広島には2か月に一度は出むいている。と同時に、原爆ドームは折々にでむく。
「2度とこんな戦争はしてはいけないのだ」と、崩壊したドームを凝視していると、心が引き締まってくる。
徳川時代は260年戦争しなかった。明治時代から10年に1度は戦争をする国家になった。『だれがこんな軍事国家にしたのか』『だれがこんな戦争を引き起こしたのだ』。事実・史実をたぐれば、諸悪の根源の人物が長州藩に多くいる。
かれらは決して英雄ではない。軍事国家の醜い歴史をつくったのだ。
長州・毛利家はもともと広島だった。関ヶ原で負けて、萩に転封された。武士は武士同士で婚姻し、地場の農商人と交わらない。だから、毛利家の家臣団には広島の遺伝子が脈々と流れている。

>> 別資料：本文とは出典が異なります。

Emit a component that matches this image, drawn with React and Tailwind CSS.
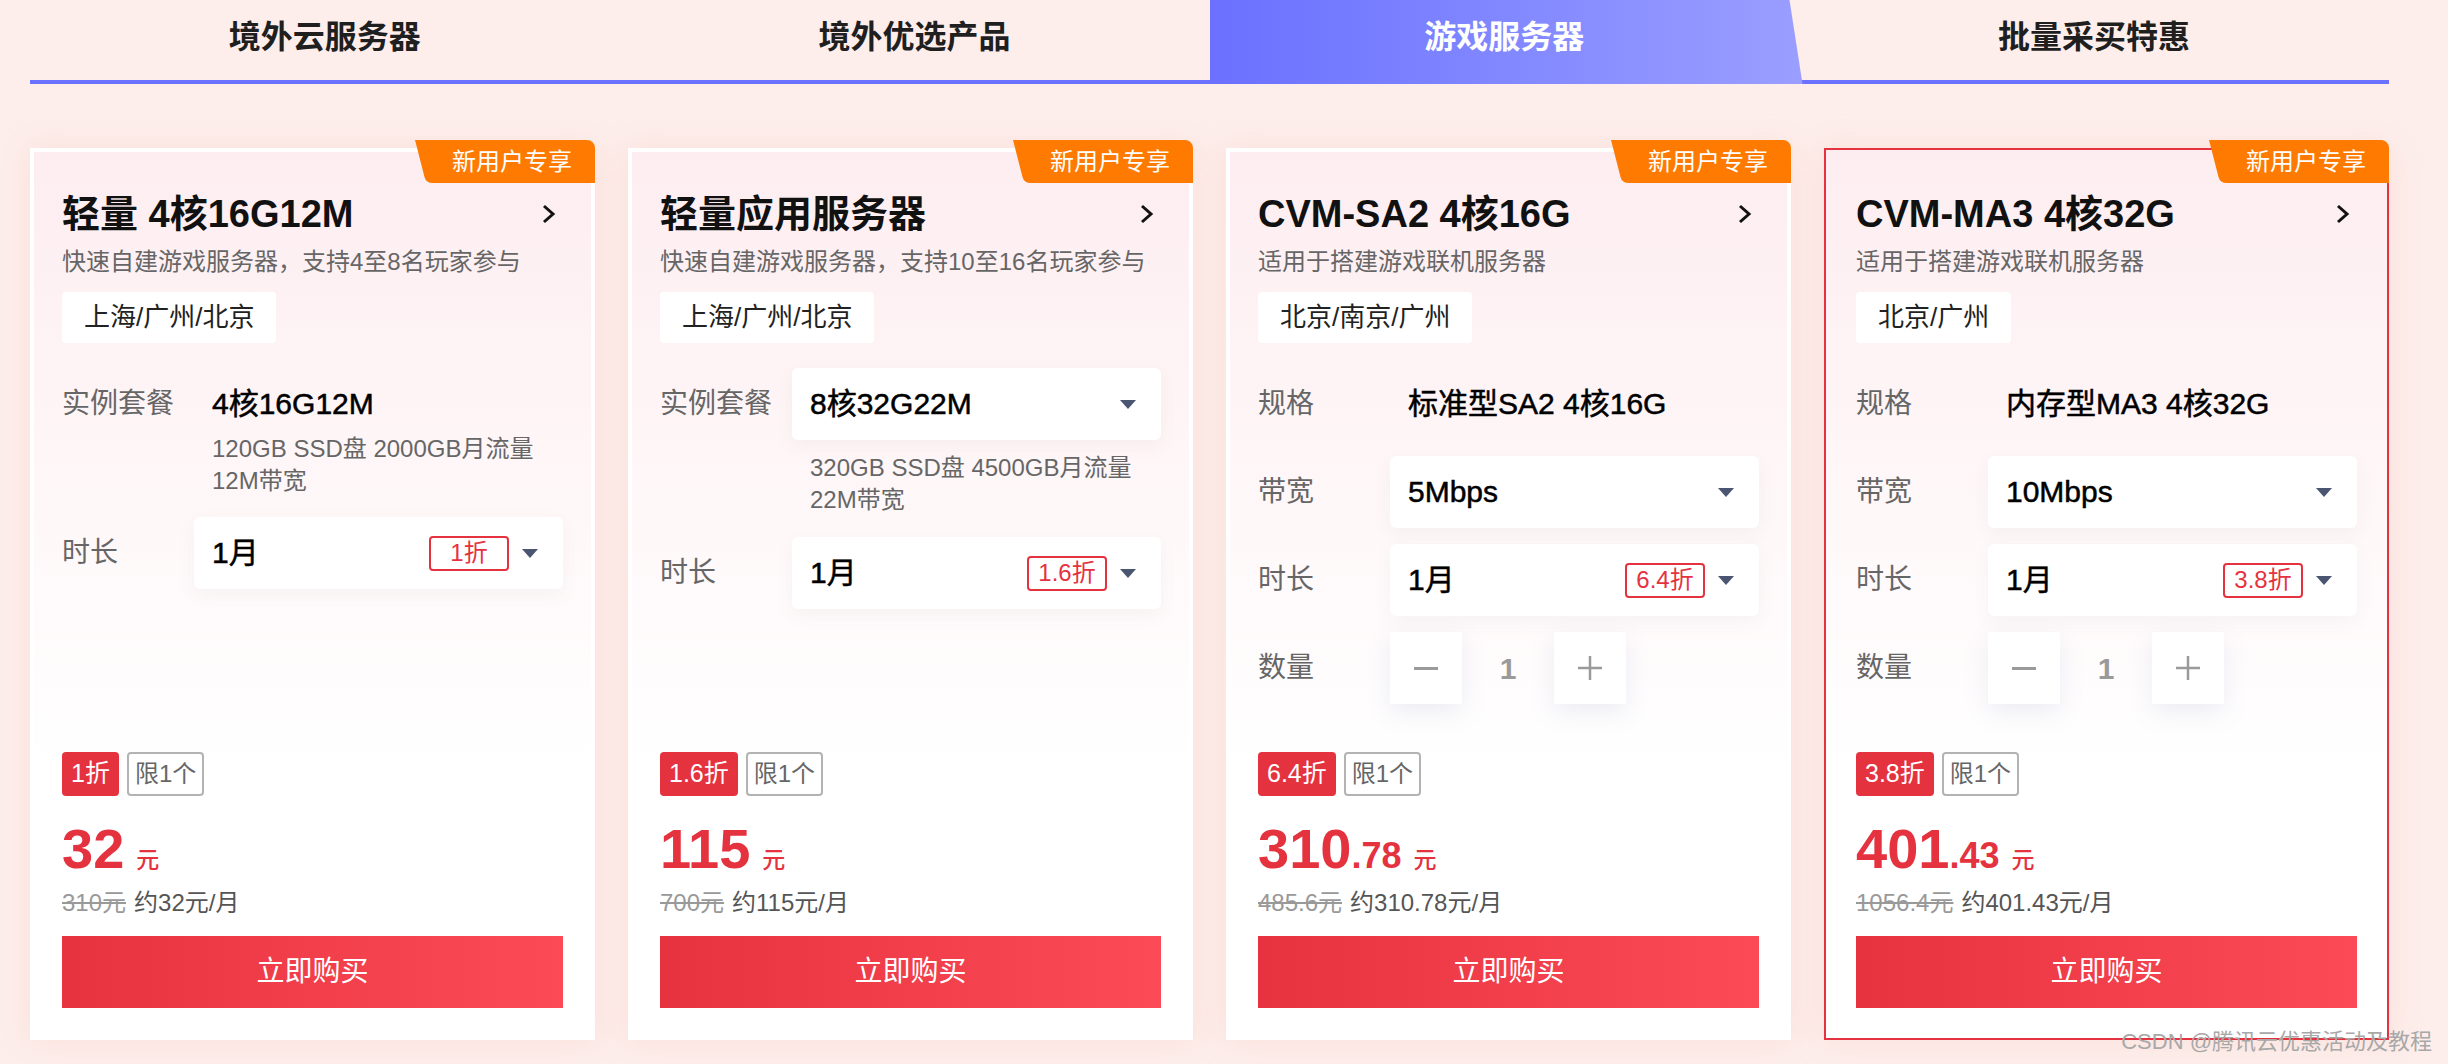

だからこそ、広島出身の私は、長州の暴走による戦争責任のかれらを明確に正さねばならないのだ。広島人として義務だ。やらねばならないのだ。
私はそれを書籍や講演で、日本中に知らしめていく。
明治から原爆投下までの77年の戦争は、庶民犠牲だ。これまでの歴史作家は英雄史観で持ち上げて、庶民の犠牲をないがしろにしてきた。
「温故知新」で古きを訪ねてみたら、そこは欺瞞だらけの歴史だった。となると、新しきものが大きく狂ってくる。
軍事思想、戦争起爆の張本人など、ヒーローにしてはいけないのだ。執筆した歴史作家も糾弾していく。かれらは決して大作家ではない。読書を通して民をミスリードしているのだ。
長州藩を中心とした明治時代の官吏がつくった嘘の歴史は、もう教えてはならない。
「国づくりは100年教育から」である。明治政権でなく、明治軍事政権、と正確な表記の歴史教科書にする。
この記載自体だけでも、将来は安全な国家づくりになる。
教科書の記載まで変えさせるとなると、高い壁かもしれない。これが私の役割りだと、じぶんに言い聞かせている。
必ずやり遂げる。それを誓いに、より信念を固めるためにも、原爆ドームにはよく足を運ぶ。
原爆投下の直後から、大勢の女学生が悲惨な死となった。着衣は爆風ではぎ取られ、皮膚はただれる。幼い子どもらも、生きながらえても、白血病で血をはいて死ぬ。
こうした像は、「平和のありがたさ」もおしえてくれる。
メール文を打っていた時、外国人がきた。「外国人とお城」面白い組み合わせかな、と思った。
むろん、何かで使う気はなかった。ただ、一瞬、面白いな、と思うと、シャッターを押したくなる。